I needed to stop letting Skylar talk me into going to them.

After reading and not finding anything particularly noteworthy, I stood, heading toward my bathroom. Any hopes of a successful morning were squashed, however, when my toe collided with the corner of my dresser. I grimaced, curling my toes, as the pain radiated up my foot, holding back the string of choice words that threatened to pour out of my mouth.

What a great morning it was turning out to be. Thank goodness it was Friday.

When the throbbing had died down into a dull ache, I made it the rest of the way to my bathroom only limping slightly. A laugh escaped my lips when the pain had died down to nothingness and I turned on the light, glancing in the mirror. The dark hair that spilled out of my ponytail, was frizzy and unruly, while my grey eyes were dull and tired like usual.

Goodness, gracious. I was a sight.

"You look, beautiful, honey."

My words landed aimlessly, dissipating in the air as my reflection remained unchanged. While I loved my mass of curls, it was in moments like these that I wondered what it would be like to have effortlessly manageable. The kind that only needed a brush and a few haphazard flips over the shoulder to look styled.

For me, a transformation that quick would be nothing short of a miracle. Moving with haste, I got ready as quickly as I could, fixing my curls around my head into a mass that managed to look at least semi-presentable, before throwing on a pair of jeans, a black sweatshirt, and the white sneakers that somehow remained untouched by dirt.

After grabbing my keys and my phone, I exited my room, purposefully diverting my gaze from the pictures that were strewn across the walls. All were just reminders of what I'd lost.

In a weird way, I think I would have preferred if each morning my memory was completely wiped clean. The way I saw it, being left with only part of the whole, was infinitely worse than being left with nothing.
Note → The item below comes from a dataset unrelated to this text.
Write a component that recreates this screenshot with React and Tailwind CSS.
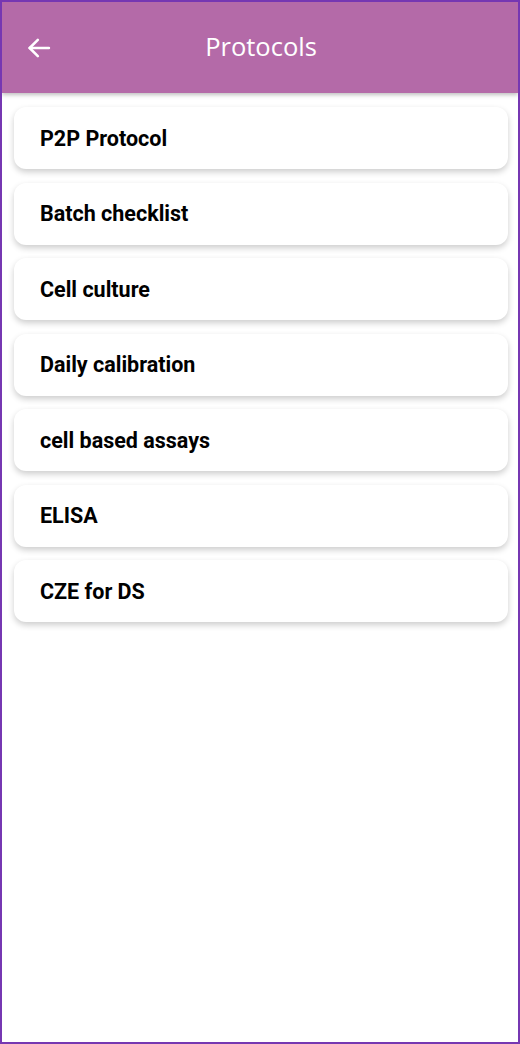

It was like trying to put together a jigsaw puzzle, only to realize that the last piece was missing. Or like living life out on a ventilator, only for someone to keep shutting it off without warning.

Leaving me struggling for air

...struggling to regain the part of me that had been wiped from existence.

After reaching the kitchen and settling for a quick breakfast of toast and honey, I sat in front of my open computer, which I had clumsily left on the counter the night before. I shifted through the multiple tabs of affordable apartments, before shutting the lid.

I probably shouldn't have left my computer open, let alone in the kitchen knowing that I hadn't been preparing to tell my mom about my search anytime soon. Since there were times that she used it considering that her computer was slower than a sloth, I had a feeling that she now knew.

Thinking of ways to approach the subject with her, I shouldered my bag heading toward the door in hopes of staying on time. A cool breeze wrapped around me when I stepped onto my porch, leaving goosebumps on my arms and teasing my hair as I walked. I inhaled as the wind rippled through my clothes, kissing my skin in wake of the sun's warmth and wishing away my worry about future discussions.

Oregon weather might have been a contradiction of its own, but I loved it nonetheless.

I got on the road quickly, not having made it ten minutes down the street when unease curled in my stomach. Without taking my eyes off the cars in front of me, I held my breath, mumbling in irritation as I rummaged through my bag. A sigh of relief escaped my lips, my body relaxing when my fingers brushed against sturdy material a second later, the rough texture putting me back at ease.

I shook my head, clenching my fingers before returning my hand to the steering wheel, and my heartbeat returned to its regular rhythm. That could have been a disaster. Just like the last time I had made the thirty-minute trek to campus only to realize that I had forgotten to bring my journal with me.

That had been a day.

I'd spent the day anxiously hoping that I would remember everything without writing in it. Of course, my hopes had been in vain, the following day in tatters and holes encompassing the space where memories should have been.

To this day, no matter how strong the nagging persistence of my forgetfulness was, I still didn't remember what they were.

Anyone who would call that a blessing was ignorant of my pain.